County Commissioner James Vuksic said the huge drilling rigs and trucks are destroying the county's 346 miles of roads and 424 bridges. "We've got our own scales out there trying to enforce weight limits but for every one you catch, 100 sneak through," he said.
But the troubles are the troubles of prosperity.
James Addison, an attorney for 25 years who represents at least one large local oil producer and also invests in oil wells, said it is hard for him to make money on the investments.
"It's a suitable investment for someone with above-average income," he said, "but if it weren't for the tax benefit it woudn't have been good. I've had bad luck. . . . You can have two wells 600 feet apart and one night produce 10 times what the other produces."
Walter J. McCarthy, a real estate executive, said the oil boom has increased the value of otherwise marginal farmland.

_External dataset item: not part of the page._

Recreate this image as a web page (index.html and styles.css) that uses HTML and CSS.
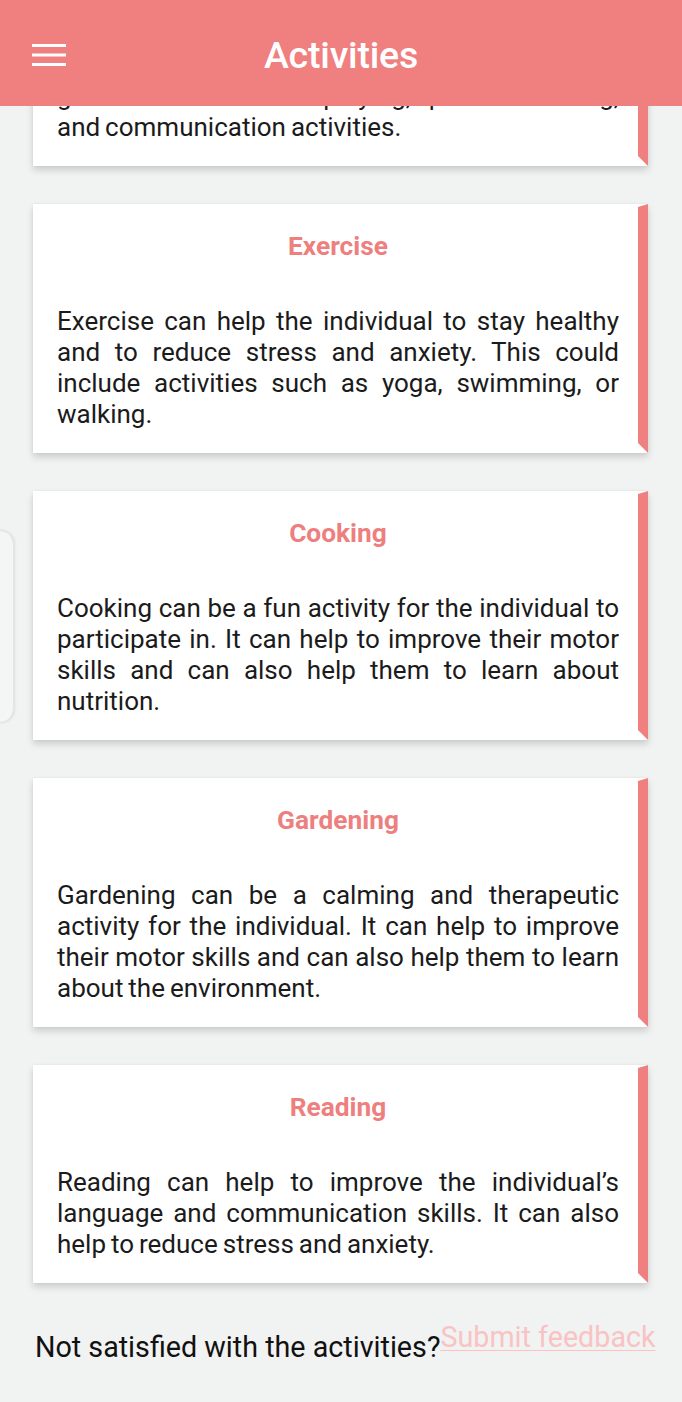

He told of a 96-acre parcel listed for $40,000. It was up in the hills and had never been tilled. No one had lived on it since 1915 and the owner was 89 years old.
"Nobody would buy it," McCarthy recalled. "We had lesser offers, then the listing ran out." The family decided to drill it themselves, "and the last time I talked to them it was still flowing at 40 barrels a day, and along with that they had three other well sites staked out. So hindsight is always 20-20. I shoulda bought that one myself."
If you drive out Rte. 7 north past the Sirloin Pit and Ken Miller's Oil Field Supply and L&M Oil Co. and the Ditch Doctor and Smith Concrete and EM Energy Mapping, you come to Don Libhart's Marietta Meter Sales.
Libhart is a 30-year-old transplanted Kansan who came here on a honeymoon in 1971, liked it and stayed. In the last year and a half he has built a thriving business selling meters and other equipment that measures and handles the natural gas that usually is found in oil wells. He started out by himself and now has 12 full-time and two part-time employes.
"This and Texas and Oklahoma is opportunity," said Libhart as he proudly showed off his warehouse crammed with huge meters, pistons, joints and pipes. "It's booming right now. This whole Appalchian basin is booming. It's gonna keep going for some time."